14 de diciembre de 2014

"El que os ha llamado es fiel..."

III DOM ADV -B-   Is 61,1-2a.10-11/1 Tes 5,16-24-Jn 1,6-8.19-28

Lo más característico de los profetas judeo-cristianos era precisamente su capacidad para mantener viva en el pueblo la esperanza: se colocan en segundo plano, fuera de todo protagonismo, para no oscurecer el mensaje “Yo no soy el Mesías”, dice Juan; sondean las semillas de esperanza que hay en una historia de aparente fracaso: “Como el suelo echa brotes, así el Señor hará brotar la justicia…” canta Isaías. La salvación trasciende las propias fuerzas, las propias conquistas, la propia auto-realización… son solo “una voz”,  se abren al Espíritu del Señor y, por ello, hay  motivos para la esperanza.

El año de gracia que se nos anuncia en el Adviento requiere en el pueblo, en la comunidad,  mucha humildad, apertura al misterio de Dios, disponibilidad para dejarse salvar. La predicación de Juan el Bautista invita y urge a no poner obstáculos para que el Mesías pueda venir: “Allanad los caminos del Señor”. La gracia solo requiere como respuesta una acogida agradecida.  El Bautista nos pone en la pista correcta, nos invita a que descalcemos el corazón de todo de todo lo que nos impide un encuentro  en verdad, nos lleva a la humildad del desierto y a la sencillez de la austeridad.

Estamos llamados a ser testigos, como Juan, de la Luz y la Verdad. Esto nos pide dejarnos iluminar interiormente por la Luz verdadera que es Cristo. Nosotros no somos la Luz pero podemos proyectar la que hemos recibido en el Bautismo. En un mundo  donde se han borrado las fronteras entre el bien y el mal, el día y la noche, los verdugos y las víctimas esa es una buena tarea para el cristiano: ser  testigo de luz con una vida iluminadora. Esta es la gran responsabilidad de todo creyente, la misión que se nos ha encomendado: preparar los caminos del Señor, cada uno por sus propias sendas pero todos en la misma dirección, sin  pactar jamás con la mediocridad ambiental;  sin imposiciones porque la Luz y la Verdad no se imponen, pero con la conciencia clara de nuestra humilde misión.

 

Nuestras catequesis, la predicación ha de conducirnos a conocer,  amar y seguir con más fe y más gozo a Jesucristo.

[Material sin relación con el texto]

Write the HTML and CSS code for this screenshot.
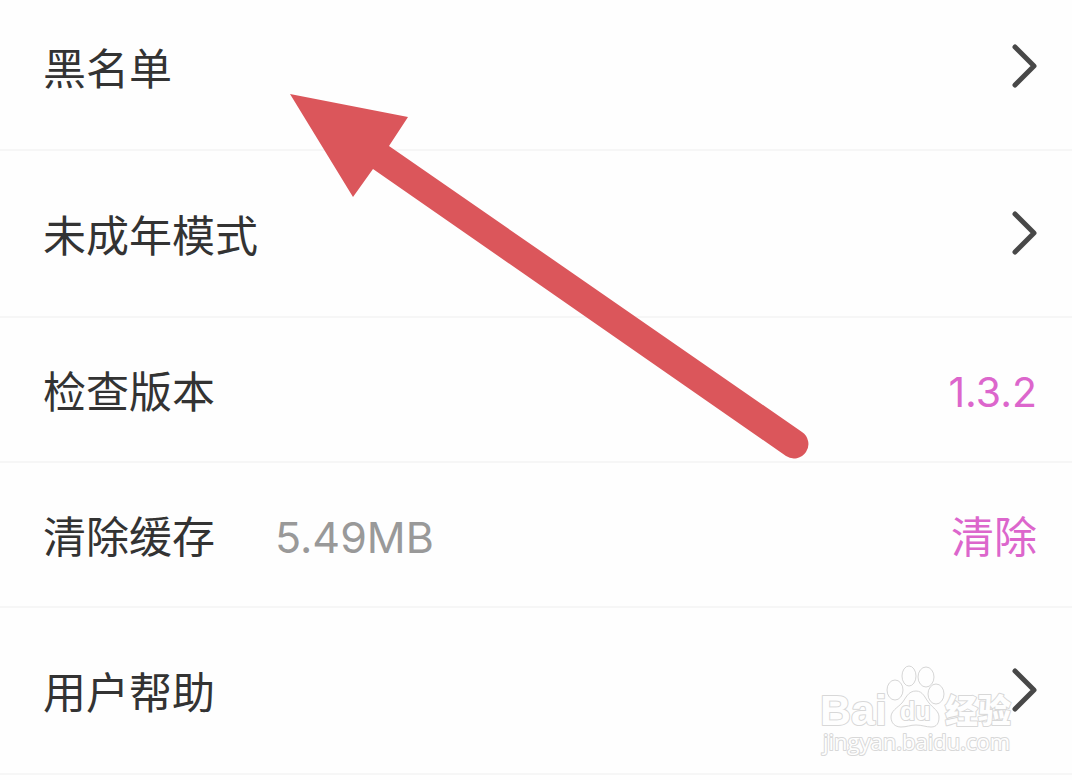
FILE: index.html
```html
<!DOCTYPE html>
<html lang="zh-CN">
<head>
<meta charset="utf-8">
<meta name="viewport" content="width=device-width, initial-scale=1">
<title>设置</title>
<link rel="stylesheet" href="styles.css">
</head>
<body>
<main class="settings">
  <a class="row row-tall" href="#blacklist">
    <span class="label">黑名单</span>
    <svg class="chevron" viewBox="0 0 26 44" aria-hidden="true"><path d="M4 3 23 22 4 41"/></svg>
  </a>
  <a class="row row-tall" href="#minor">
    <span class="label">未成年模式</span>
    <svg class="chevron" viewBox="0 0 26 44" aria-hidden="true"><path d="M4 3 23 22 4 41"/></svg>
  </a>
  <div class="row">
    <span class="label">检查版本</span>
    <span class="version">1.3.2</span>
  </div>
  <div class="row">
    <span class="label">清除缓存</span>
    <span class="size">5.49MB</span>
    <button class="clear" type="button">清除</button>
  </div>
  <div class="row row-tall">
    <svg class="watermark" viewBox="0 0 200 96" role="img" aria-label="百度经验">
      <g class="wm-shape">
        <ellipse cx="77" cy="27" rx="8" ry="10"/>
        <ellipse cx="91" cy="13" rx="7" ry="10"/>
        <ellipse cx="108" cy="14" rx="8" ry="10"/>
        <ellipse cx="118" cy="31" rx="8" ry="10"/>
        <path d="M98 28C90 28 88 35 84 40C79 45 73 48 73 54C73 60 77 64 83 64C89 64 92 62 98 62C104 62 108 64 113 64C119 64 121 60 121 54C121 48 115 45 111 40C107 35 105 28 98 28Z"/>
      </g>
      <text class="wm-text wm-brand" x="2" y="62">Bai</text>
      <text class="wm-text wm-du" x="82" y="57">du</text>
      <text class="wm-text wm-cn" x="127" y="60">经验</text>
      <text class="wm-text wm-url" x="5" y="87">jingyan.baidu.com</text>
    </svg>
    <a class="row-link" href="#help">
      <span class="label">用户帮助</span>
      <svg class="chevron" viewBox="0 0 26 44" aria-hidden="true"><path d="M4 3 23 22 4 41"/></svg>
    </a>
  </div>
  <svg class="pointer" viewBox="0 0 520 366" aria-hidden="true">
    <path d="M0 0 118 23 99 52 512 338A14 14 0 0 1 496 362L83 75 63 103Z"/>
  </svg>
</main>
</body>
</html>
```

FILE: styles.css
```css
* {
  box-sizing: border-box;
}

body {
  margin: 0;
  background: #fefefe;
  color: #333;
  font-family: Inter, "Noto Sans CJK SC", sans-serif;
  font-size: 43px;
  line-height: 64px;
  overflow-x: hidden;
}

/* The list is scrolled slightly past its first row's top edge. */
.settings {
  position: relative;
  margin-top: -16px;
}

.row {
  position: relative;
  display: flex;
  align-items: center;
  padding: 42px 35px 37px 43px;
  border-bottom: 2px solid #f6f6f6;
  color: inherit;
  text-decoration: none;
}

.row-tall {
  padding-top: 53px;
  padding-bottom: 48px;
}

.row-link {
  position: relative;
  display: flex;
  flex: 1;
  align-items: center;
  color: inherit;
  text-decoration: none;
}

.chevron {
  width: 26px;
  height: 44px;
  margin: 0 0 6px auto;
  fill: none;
  stroke: #484848;
  stroke-width: 5;
  stroke-linecap: round;
  stroke-linejoin: round;
}

.version {
  margin-left: auto;
  color: #dc66cc;
  font-size: 41px;
}

.size {
  margin-left: 60px;
  color: #999;
}

.clear {
  margin-left: auto;
  padding: 0;
  border: 0;
  background: none;
  color: #dc66cc;
  font: inherit;
}

.pointer {
  position: absolute;
  top: 110px;
  left: 290px;
  width: 520px;
  height: 366px;
  fill: #db565b;
  pointer-events: none;
}

.watermark {
  position: absolute;
  right: 54px;
  bottom: 14px;
  width: 200px;
  height: 96px;
}

.wm-shape {
  fill: #fefefe;
  stroke: #d6d6d6;
  stroke-width: 1;
}

.wm-text {
  fill: #fefefe;
  stroke: #d8d8d8;
  stroke-width: 2;
  stroke-linejoin: round;
  paint-order: stroke;
}

.wm-brand {
  font: bold 43px "Liberation Sans", sans-serif;
}

.wm-du {
  font: bold 25px "Liberation Sans", sans-serif;
}

.wm-cn {
  font: 900 33px "Noto Sans CJK SC", sans-serif;
}

.wm-url {
  font: 500 22px "Open Sans", sans-serif;
}
```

Nuestra Eucaristía ha de ayudarnos a comulgar de manera más viva con Jesús, con su proyecto y con su entrega. En la Iglesia nadie es «la Luz», pero todos podemos irradiarla con nuestra vida. Nadie es «la Palabra de Dios», pero todos podemos ser una voz que invita y alienta a centrar el cristianismo en Jesucristo. Este es el fundamento de la alegría cristiana a la que también nos invita hoy la Palabra y que debe ser acogida como un don de Dios que puede ser experimentado incluso en el dolor, el fracaso o la persecución.  La alegría cristiana no se apoya en nuestras virtudes o triunfos, sino en la victoria de Cristo que permanece viva para todos nosotros: el pecado y la muerte fueron vencidos y con ellos las principales raíces de nuestra tristeza.  Dios es fiel y la vida y mi vida tienen sentido.

 

“No apaguéis el Espíritu… Guardaos de toda forma de maldad”. El Señor vendrá. Pablo nos recuerda que la vida moral no es un añadido postizo sino  que acompaña la vida de fe.  Es necesario, cómo no, la  oración, que es la actitud de quien espera sin desesperar y el alimento de la fe, pero  también es preciso que brote la  justicia, el  respeto a la dignidad de las personas, “vendar los corazones desgarrados”, misericordia, compasión… La fe y la esperanza nunca son pasivas. Que así sea con la Gracia de Dios.